Does what I just said make anything better?  Nope.  But it feels good to get it out.


Ken Berwitz

In case you are wondering how well the so-called "stimulus package" is doing, the Associated Press has your answer:

Jobless rates rise in all US metro areas in May

By Jeannine Aversa, AP Economics Writer

WASHINGTON (AP) -- Unemployment rates rose in all the largest U.S. metropolitan areas for the fifth straight month in May.

The Labor Department says jobless rates in May rose from a year earlier in all 372 metropolitan area it tracks.

The unemployment rate in Kokomo, Ind., jumped to 18.8 percent, up 11.7 percentage points from a year ago, the largest increase of all metro areas. The second-highest jump occurred in Indiana's Elkhart-Goshen. Its rate jumped to 17.5 percent, up 11.4 percentage points from a year earlier. Both areas have been slammed by layoffs in transportation equipment manufacturing.

It is now 4 1/2 months since the "stimulus package" was passed. 

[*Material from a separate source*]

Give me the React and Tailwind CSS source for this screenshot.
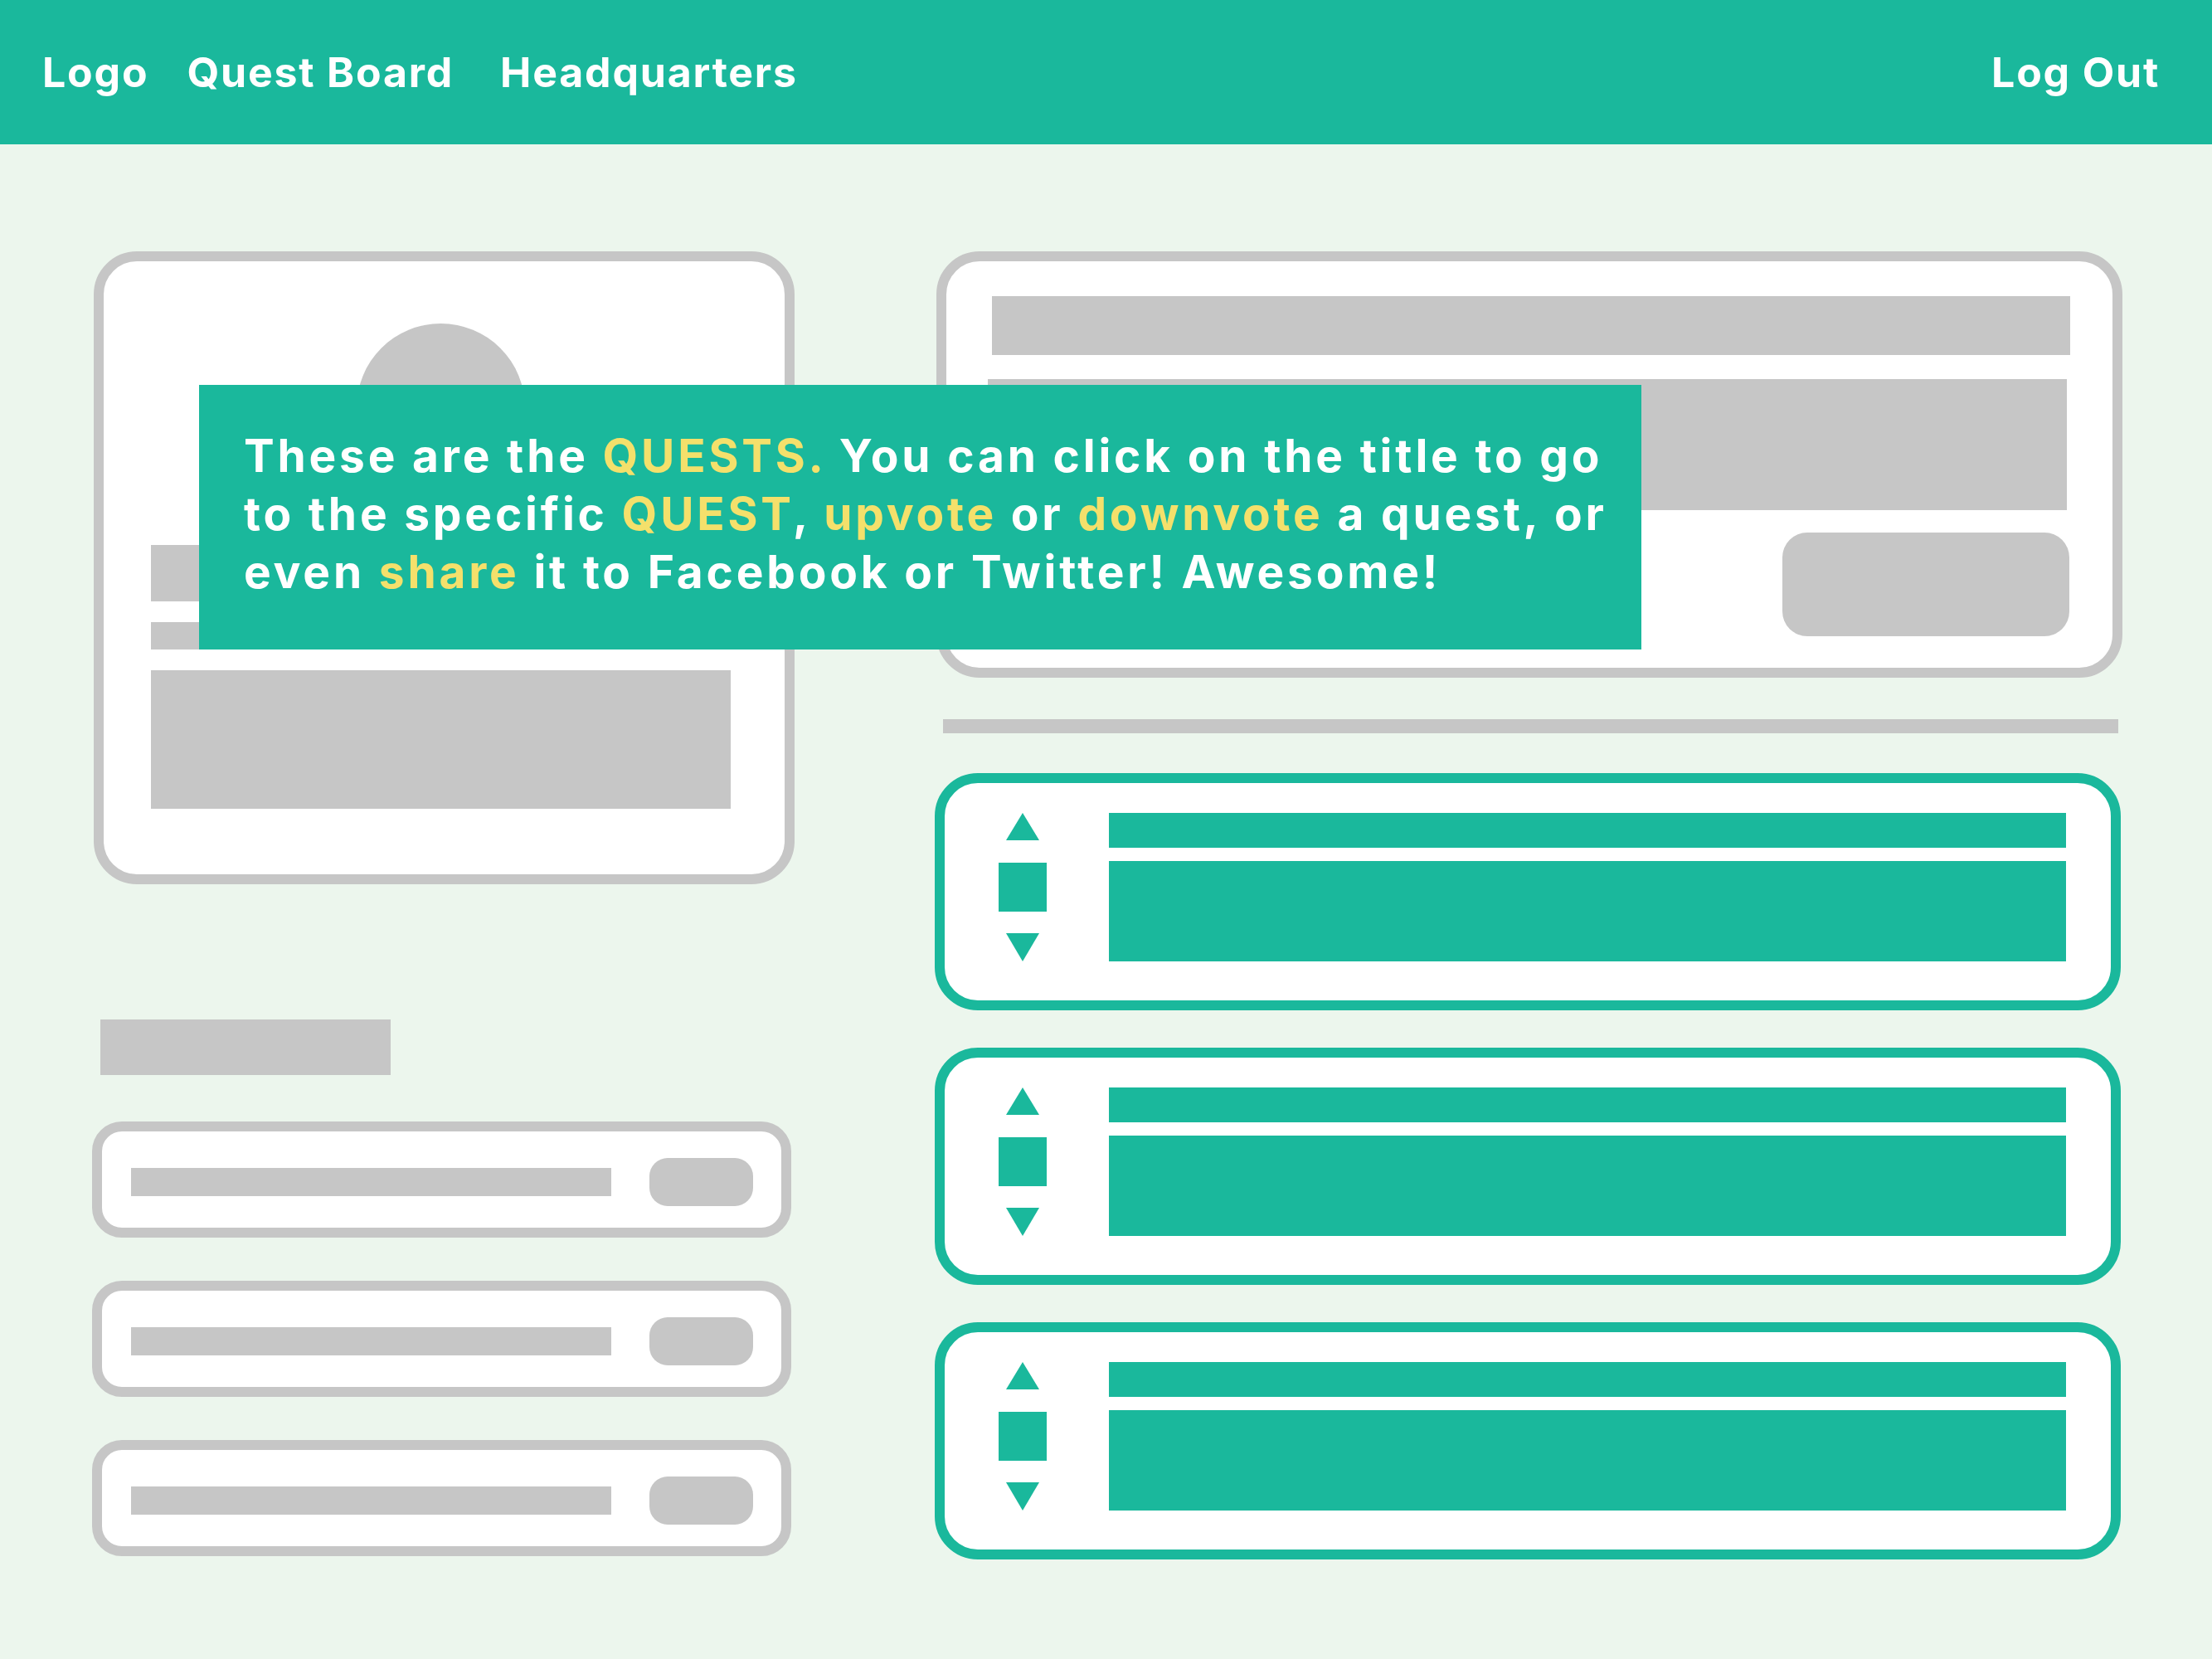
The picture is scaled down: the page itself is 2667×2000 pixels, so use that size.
import React from "react";

const teal = "bg-[#1ab89c]";

const UpArrow = () => (
  <svg width="40" height="33" viewBox="0 0 40 33">
    <polygon points="20,0 40,33 0,33" fill="#1ab89c" />
  </svg>
);

const DownArrow = () => (
  <svg width="40" height="34" viewBox="0 0 40 34">
    <polygon points="0,0 40,0 20,34" fill="#1ab89c" />
  </svg>
);

const QuestCard = () => (
  <div className="w-[1430px] h-[286px] rounded-[52px] border-[12px] border-[#1ab89c] bg-white flex pl-[65px] pt-[36px]">
    <div className="w-[58px] h-[179px] flex flex-col items-center justify-between">
      <UpArrow />
      <div className={`w-[58px] h-[59px] ${teal}`} />
      <DownArrow />
    </div>
    <div className="ml-[75px] flex flex-col gap-[16px]">
      <div className={`w-[1154px] h-[42px] ${teal}`} />
      <div className={`w-[1154px] h-[121px] ${teal}`} />
    </div>
  </div>
);

const SmallCard = () => (
  <div className="w-[843px] h-[140px] rounded-[36px] border-[12px] border-[#c6c6c6] bg-white flex items-center pl-[35px]">
    <div className="w-[579px] h-[34px] bg-[#c6c6c6] mt-[6px]" />
    <div className="ml-[46px] w-[125px] h-[58px] rounded-[22px] bg-[#c6c6c6] mt-[6px]" />
  </div>
);

const Highlight = ({ children }) => <span className="text-[#f4e06b]">{children}</span>;

export default function App() {
  return (
    <div className="w-[2667px] h-[2000px] bg-[#ecf6ed] font-['Inter','Liberation_Sans',sans-serif] overflow-hidden">
      <header className={`h-[174px] ${teal} flex items-center justify-between pl-[51px] pr-[63px] text-white font-bold text-[50px] tracking-[1.8px]`}>
        <nav className="flex items-center gap-[46px]">
          <span>Logo</span>
          <span>Quest Board</span>
          <span className="ml-[10px]">Headquarters</span>
        </nav>
        <span>Log Out</span>
      </header>

      <main className="relative flex pt-[129px] pl-[113px] gap-[171px]">
        {/* left column */}
        <div className="w-[845px] flex flex-col">
          <div className="h-[763px] rounded-[52px] border-[12px] border-[#c6c6c6] bg-white pt-[75px] pl-[57px]">
            <div className="w-[203px] h-[203px] rounded-full bg-[#c6c6c6] ml-[248px]" />
            <div className="mt-[64px] w-[560px] h-[68px] bg-[#c6c6c6]" />
            <div className="mt-[25px] w-[420px] h-[33px] bg-[#c6c6c6]" />
            <div className="mt-[25px] w-[699px] h-[167px] bg-[#c6c6c6]" />
          </div>
          <div className="mt-[163px] ml-[8px] w-[350px] h-[67px] bg-[#c6c6c6]" />
          <div className="mt-[56px] -ml-[2px] flex flex-col gap-[52px]">
            <SmallCard />
            <SmallCard />
            <SmallCard />
          </div>
        </div>

        {/* right column */}
        <div className="w-[1430px] flex flex-col">
          <div className="h-[514px] rounded-[52px] border-[12px] border-[#c6c6c6] bg-white pt-[42px] pl-[55px] flex flex-col">
            <div className="w-[1300px] h-[71px] bg-[#c6c6c6]" />
            <div className="mt-[29px] -ml-[5px] w-[1301px] h-[158px] bg-[#c6c6c6]" />
            <div className="mt-[27px] ml-[953px] w-[346px] h-[125px] rounded-[30px] bg-[#c6c6c6]" />
          </div>
          <div className="mt-[50px] ml-[8px] w-[1417px] h-[17px] bg-[#c6c6c6]" />
          <div className="mt-[48px] -ml-[2px] flex flex-col gap-[45px]">
            <QuestCard />
            <QuestCard />
            <QuestCard />
          </div>
        </div>

        {/* tooltip */}
        <div className={`absolute left-[240px] top-[290px] w-[1739px] h-[319px] ${teal} pl-[54px] pt-[50px] text-white font-bold text-[55px] leading-[70px] tracking-[3.8px] whitespace-nowrap`}>
          These are the <Highlight>QUESTS.</Highlight> You can click on the title to go
          <br />
          to the specific <Highlight>QUEST</Highlight>, <Highlight>upvote</Highlight> or{" "}
          <Highlight>downvote</Highlight> a quest, or
          <br />
          even <Highlight>share</Highlight> it to Facebook or Twitter! Awesome!
        </div>
      </main>
    </div>
  );
}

We were told that, in return for putting a crushing multi-trillion dollar burden on our children and grandchildren, we would see a substantial improvement in the economy in a matter of weeks or maybe a few months.

Does that look like substantial improvement to you?

And let's not forget that unemployment, which the "stimulus package" was supposed to cap at about 8%, is now at 9.4% and even the Obama people admit that it is headed into double-digit territory.

Bottom line:  This harebrained scam which put us in unprecedented debt not only has not helped, but has put us in worse shape than we were before it was passed.

And the Obama administration's explanation?  It's Bush's fault.  Bush's fault.

How can you believe a word these people say?